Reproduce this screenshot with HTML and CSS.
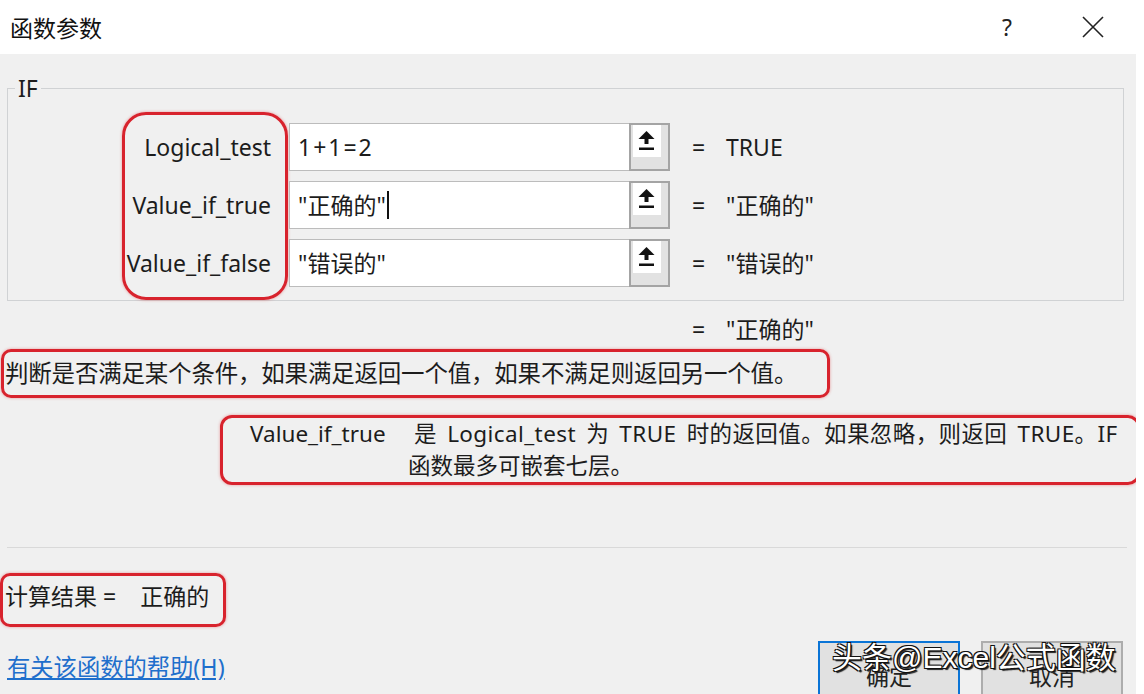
FILE: index.html
```html
<!DOCTYPE html>
<html lang="zh-CN">
<head>
  <meta charset="UTF-8">
  <title>函数参数</title>
  <link rel="stylesheet" href="styles.css">
</head>
<body>
  <div class="titlebar">
    <span class="title">函数参数</span>
    <span class="help-btn">?</span>
    <span class="close-btn">
      <svg width="22" height="22" viewBox="0 0 22 22"><path d="M1 1 L21 21 M21 1 L1 21" stroke="#222" stroke-width="1.6" fill="none"/></svg>
    </span>
  </div>

  <div class="dialog">
    <fieldset class="args">
      <legend>IF</legend>
      <div class="arg-grid">
        <div class="labels marked">
          <div class="label">Logical_test</div>
          <div class="label">Value_if_true</div>
          <div class="label">Value_if_false</div>
        </div>

        <div class="fields">
          <div class="field">
            <div class="input"><span class="expr">1+1=2</span></div>
            <div class="ref-btn"><span class="ref-icon"><svg width="28" height="32" viewBox="0 0 28 32"><path d="M13.5 6 L5.5 14 H11.5 V19 H15.5 V14 H21.5 Z" fill="#111"/><rect x="6" y="22.5" width="15" height="2.5" fill="#111"/></svg></span></div>
          </div>
          <div class="field">
            <div class="input">"正确的"<span class="caret"></span></div>
            <div class="ref-btn"><span class="ref-icon"><svg width="28" height="32" viewBox="0 0 28 32"><path d="M13.5 6 L5.5 14 H11.5 V19 H15.5 V14 H21.5 Z" fill="#111"/><rect x="6" y="22.5" width="15" height="2.5" fill="#111"/></svg></span></div>
          </div>
          <div class="field">
            <div class="input">"错误的"</div>
            <div class="ref-btn"><span class="ref-icon"><svg width="28" height="32" viewBox="0 0 28 32"><path d="M13.5 6 L5.5 14 H11.5 V19 H15.5 V14 H21.5 Z" fill="#111"/><rect x="6" y="22.5" width="15" height="2.5" fill="#111"/></svg></span></div>
          </div>
        </div>

        <div class="results">
          <div class="result"><span class="eq">=</span><span>TRUE</span></div>
          <div class="result"><span class="eq">=</span><span>"正确的"</span></div>
          <div class="result"><span class="eq">=</span><span>"错误的"</span></div>
        </div>
      </div>
    </fieldset>

    <div class="formula-result"><span class="eq">=</span><span>"正确的"</span></div>

    <p class="summary marked">判断是否满足某个条件，如果满足返回一个值，如果不满足则返回另一个值。</p>

    <div class="arg-help marked">
      <span class="arg-name">Value_if_true</span>
      <span class="arg-desc"><span class="first-line">是 Logical_test 为 TRUE 时的返回值。如果忽略，则返回 TRUE。IF</span><br>函数最多可嵌套七层。</span>
    </div>

    <hr class="sep">

    <div class="calc marked">计算结果 =<span class="calc-value">正确的</span></div>

    <div class="footer">
      <a class="help-link" href="#">有关该函数的帮助(H)</a>
      <div class="buttons">
        <button class="btn primary">确定</button>
        <button class="btn">取消</button>
      </div>
    </div>
  </div>

  <div class="watermark">头条@Excel公式函数</div>
</body>
</html>
```

FILE: styles.css
```css
body {
  margin: 0;
  width: 1144px;
  height: 694px;
  overflow: hidden;
  position: relative;
  background-color: #fff;
  font-family: "Noto Sans", "Noto Sans CJK SC", sans-serif;
  font-size: 23px;
  color: #1c1c1c;
}
.titlebar {
  height: 54px;
  display: flex;
  align-items: center;
  padding-left: 10px;
  background-color: #fff;
}
.title {
  flex: 1;
  color: #111;
}
.help-btn {
  font-size: 23px;
  margin-right: 70px;
  color: #222;
}
.close-btn {
  display: flex;
  margin-right: 40px;
}
.dialog {
  width: 1136px;
  height: 640px;
  background-color: #f0f0f0;
  overflow: hidden;
}
.marked {
  border: 3px solid #d8232d;
  box-shadow: 0 0 3px rgba(220, 40, 45, 0.45);
}

/* argument group */
.args {
  margin: 20px 12px 0 7px;
  padding: 0;
  border: 1px solid #d0d2d4;
  min-width: 0;
}
.args legend {
  margin-left: 7px;
  padding: 0 3px;
  line-height: 28px;
}
.arg-grid {
  display: flex;
  align-items: flex-start;
  padding-top: 10px;
}
.labels {
  margin-left: 114px;
  width: 146px;
  padding: 8px 14px 10px 0;
  border-radius: 24px;
  display: flex;
  flex-direction: column;
  gap: 10px;
}
.label {
  height: 48px;
  line-height: 48px;
  text-align: right;
  white-space: nowrap;
}
.fields {
  margin: 11px 0 0 1px;
  display: flex;
  flex-direction: column;
  gap: 10px;
}
.field {
  display: flex;
  width: 381px;
  height: 48px;
}
.input {
  flex: 1;
  background-color: #fff;
  border: 1px solid #bcbcbc;
  border-right: none;
  padding-left: 8px;
  line-height: 46px;
  display: flex;
  align-items: center;
}
.expr {
  letter-spacing: 2px;
}
.caret {
  display: inline-block;
  width: 2px;
  height: 28px;
  background-color: #111;
  margin-left: 1px;
}
.ref-btn {
  width: 35px;
  border: 2px solid #a4a4a4;
  background-color: #e2e2e2;
  display: flex;
  align-items: flex-start;
  padding-left: 2px;
}
.ref-icon {
  display: flex;
  background-color: #fff;
}
.results {
  margin-top: 11px;
  display: flex;
  flex-direction: column;
  gap: 10px;
}
.result {
  height: 48px;
  line-height: 48px;
  display: flex;
}
.eq {
  margin-left: 22px;
  width: 34px;
}
.formula-result {
  margin-top: 13px;
  padding-left: 670px;
  line-height: 30px;
  display: flex;
}

/* descriptions */
.summary {
  margin: 5px 0 0 1px;
  width: 822px;
  height: 43px;
  line-height: 43px;
  padding-left: 1px;
  border-radius: 10px;
  white-space: nowrap;
  font-size: 23.5px;
  letter-spacing: -0.2px;
}
.arg-help {
  margin: 17px 0 0 220px;
  width: 914px;
  display: flex;
  line-height: 32px;
  border-radius: 12px;
  font-size: 22.5px;
}
.arg-name {
  width: 158px;
  padding-left: 27px;
  flex-shrink: 0;
}
.arg-desc {
  white-space: nowrap;
}
.first-line {
  margin-left: 6px;
  word-spacing: 4px;
  letter-spacing: 0.4px;
}
.sep {
  margin: 62px 9px 0 7px;
  border: none;
  border-top: 1px solid #d9d9d9;
}

/* bottom */
.calc {
  margin-top: 25px;
  width: 218px;
  padding: 5px 0 13px 2px;
  line-height: 30px;
  border-radius: 10px;
  white-space: nowrap;
}
.calc-value {
  margin-left: 24px;
}
.footer {
  margin-top: 14px;
  display: flex;
  justify-content: space-between;
  padding: 0 13px 0 7px;
}
.help-link {
  margin-top: 11px;
  line-height: 30px;
  height: 30px;
  color: #1f6fcc;
  text-decoration: underline;
  font-size: 23.3px;
}
.buttons {
  display: flex;
  gap: 21px;
}
.btn {
  width: 142px;
  height: 68px;
  border: 2px solid #adadad;
  background-color: #e1e1e1;
  font-family: "Noto Sans CJK SC", sans-serif;
  font-size: 23px;
  color: #222;
}
.btn.primary {
  border-color: #0a74d6;
}
.watermark {
  position: absolute;
  left: 832px;
  top: 638px;
  font-family: "Liberation Sans", "Noto Sans CJK SC", sans-serif;
  font-size: 30px;
  line-height: 40px;
  color: #fff;
  text-shadow: 1px 1px 0 #111, -1px -1px 0 #111, 1px -1px 0 #111, -1px 1px 0 #111, 2px 2px 1px #222;
  white-space: nowrap;
}
```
* * *
- _WHAT IS REQUIRED_:
All of the data above should be quoted exactly, except for the pictures.

- _CORRECT RESPONSE_:
Reproduce this screenshot with HTML and CSS.
FILE: index.html
```html
<!DOCTYPE html>
<html lang="zh-CN">
<head>
  <meta charset="UTF-8">
  <title>函数参数</title>
  <link rel="stylesheet" href="styles.css">
</head>
<body>
  <div class="titlebar">
    <span class="title">函数参数</span>
    <span class="help-btn">?</span>
    <span class="close-btn">
      <svg width="22" height="22" viewBox="0 0 22 22"><path d="M1 1 L21 21 M21 1 L1 21" stroke="#222" stroke-width="1.6" fill="none"/></svg>
    </span>
  </div>

  <div class="dialog">
    <fieldset class="args">
      <legend>IF</legend>
      <div class="arg-grid">
        <div class="labels marked">
          <div class="label">Logical_test</div>
          <div class="label">Value_if_true</div>
          <div class="label">Value_if_false</div>
        </div>

        <div class="fields">
          <div class="field">
            <div class="input"><span class="expr">1+1=2</span></div>
            <div class="ref-btn"><span class="ref-icon"><svg width="28" height="32" viewBox="0 0 28 32"><path d="M13.5 6 L5.5 14 H11.5 V19 H15.5 V14 H21.5 Z" fill="#111"/><rect x="6" y="22.5" width="15" height="2.5" fill="#111"/></svg></span></div>
          </div>
          <div class="field">
            <div class="input">"正确的"<span class="caret"></span></div>
            <div class="ref-btn"><span class="ref-icon"><svg width="28" height="32" viewBox="0 0 28 32"><path d="M13.5 6 L5.5 14 H11.5 V19 H15.5 V14 H21.5 Z" fill="#111"/><rect x="6" y="22.5" width="15" height="2.5" fill="#111"/></svg></span></div>
          </div>
          <div class="field">
            <div class="input">"错误的"</div>
            <div class="ref-btn"><span class="ref-icon"><svg width="28" height="32" viewBox="0 0 28 32"><path d="M13.5 6 L5.5 14 H11.5 V19 H15.5 V14 H21.5 Z" fill="#111"/><rect x="6" y="22.5" width="15" height="2.5" fill="#111"/></svg></span></div>
          </div>
        </div>

        <div class="results">
          <div class="result"><span class="eq">=</span><span>TRUE</span></div>
          <div class="result"><span class="eq">=</span><span>"正确的"</span></div>
          <div class="result"><span class="eq">=</span><span>"错误的"</span></div>
        </div>
      </div>
    </fieldset>

    <div class="formula-result"><span class="eq">=</span><span>"正确的"</span></div>

    <p class="summary marked">判断是否满足某个条件，如果满足返回一个值，如果不满足则返回另一个值。</p>

    <div class="arg-help marked">
      <span class="arg-name">Value_if_true</span>
      <span class="arg-desc"><span class="first-line">是 Logical_test 为 TRUE 时的返回值。如果忽略，则返回 TRUE。IF</span><br>函数最多可嵌套七层。</span>
    </div>

    <hr class="sep">

    <div class="calc marked">计算结果 =<span class="calc-value">正确的</span></div>

    <div class="footer">
      <a class="help-link" href="#">有关该函数的帮助(H)</a>
      <div class="buttons">
        <button class="btn primary">确定</button>
        <button class="btn">取消</button>
      </div>
    </div>
  </div>

  <div class="watermark">头条@Excel公式函数</div>
</body>
</html>
```

FILE: styles.css
```css
body {
  margin: 0;
  width: 1144px;
  height: 694px;
  overflow: hidden;
  position: relative;
  background-color: #fff;
  font-family: "Noto Sans", "Noto Sans CJK SC", sans-serif;
  font-size: 23px;
  color: #1c1c1c;
}
.titlebar {
  height: 54px;
  display: flex;
  align-items: center;
  padding-left: 10px;
  background-color: #fff;
}
.title {
  flex: 1;
  color: #111;
}
.help-btn {
  font-size: 23px;
  margin-right: 70px;
  color: #222;
}
.close-btn {
  display: flex;
  margin-right: 40px;
}
.dialog {
  width: 1136px;
  height: 640px;
  background-color: #f0f0f0;
  overflow: hidden;
}
.marked {
  border: 3px solid #d8232d;
  box-shadow: 0 0 3px rgba(220, 40, 45, 0.45);
}

/* argument group */
.args {
  margin: 20px 12px 0 7px;
  padding: 0;
  border: 1px solid #d0d2d4;
  min-width: 0;
}
.args legend {
  margin-left: 7px;
  padding: 0 3px;
  line-height: 28px;
}
.arg-grid {
  display: flex;
  align-items: flex-start;
  padding-top: 10px;
}
.labels {
  margin-left: 114px;
  width: 146px;
  padding: 8px 14px 10px 0;
  border-radius: 24px;
  display: flex;
  flex-direction: column;
  gap: 10px;
}
.label {
  height: 48px;
  line-height: 48px;
  text-align: right;
  white-space: nowrap;
}
.fields {
  margin: 11px 0 0 1px;
  display: flex;
  flex-direction: column;
  gap: 10px;
}
.field {
  display: flex;
  width: 381px;
  height: 48px;
}
.input {
  flex: 1;
  background-color: #fff;
  border: 1px solid #bcbcbc;
  border-right: none;
  padding-left: 8px;
  line-height: 46px;
  display: flex;
  align-items: center;
}
.expr {
  letter-spacing: 2px;
}
.caret {
  display: inline-block;
  width: 2px;
  height: 28px;
  background-color: #111;
  margin-left: 1px;
}
.ref-btn {
  width: 35px;
  border: 2px solid #a4a4a4;
  background-color: #e2e2e2;
  display: flex;
  align-items: flex-start;
  padding-left: 2px;
}
.ref-icon {
  display: flex;
  background-color: #fff;
}
.results {
  margin-top: 11px;
  display: flex;
  flex-direction: column;
  gap: 10px;
}
.result {
  height: 48px;
  line-height: 48px;
  display: flex;
}
.eq {
  margin-left: 22px;
  width: 34px;
}
.formula-result {
  margin-top: 13px;
  padding-left: 670px;
  line-height: 30px;
  display: flex;
}

/* descriptions */
.summary {
  margin: 5px 0 0 1px;
  width: 822px;
  height: 43px;
  line-height: 43px;
  padding-left: 1px;
  border-radius: 10px;
  white-space: nowrap;
  font-size: 23.5px;
  letter-spacing: -0.2px;
}
.arg-help {
  margin: 17px 0 0 220px;
  width: 914px;
  display: flex;
  line-height: 32px;
  border-radius: 12px;
  font-size: 22.5px;
}
.arg-name {
  width: 158px;
  padding-left: 27px;
  flex-shrink: 0;
}
.arg-desc {
  white-space: nowrap;
}
.first-line {
  margin-left: 6px;
  word-spacing: 4px;
  letter-spacing: 0.4px;
}
.sep {
  margin: 62px 9px 0 7px;
  border: none;
  border-top: 1px solid #d9d9d9;
}

/* bottom */
.calc {
  margin-top: 25px;
  width: 218px;
  padding: 5px 0 13px 2px;
  line-height: 30px;
  border-radius: 10px;
  white-space: nowrap;
}
.calc-value {
  margin-left: 24px;
}
.footer {
  margin-top: 14px;
  display: flex;
  justify-content: space-between;
  padding: 0 13px 0 7px;
}
.help-link {
  margin-top: 11px;
  line-height: 30px;
  height: 30px;
  color: #1f6fcc;
  text-decoration: underline;
  font-size: 23.3px;
}
.buttons {
  display: flex;
  gap: 21px;
}
.btn {
  width: 142px;
  height: 68px;
  border: 2px solid #adadad;
  background-color: #e1e1e1;
  font-family: "Noto Sans CJK SC", sans-serif;
  font-size: 23px;
  color: #222;
}
.btn.primary {
  border-color: #0a74d6;
}
.watermark {
  position: absolute;
  left: 832px;
  top: 638px;
  font-family: "Liberation Sans", "Noto Sans CJK SC", sans-serif;
  font-size: 30px;
  line-height: 40px;
  color: #fff;
  text-shadow: 1px 1px 0 #111, -1px -1px 0 #111, 1px -1px 0 #111, -1px 1px 0 #111, 2px 2px 1px #222;
  white-space: nowrap;
}
```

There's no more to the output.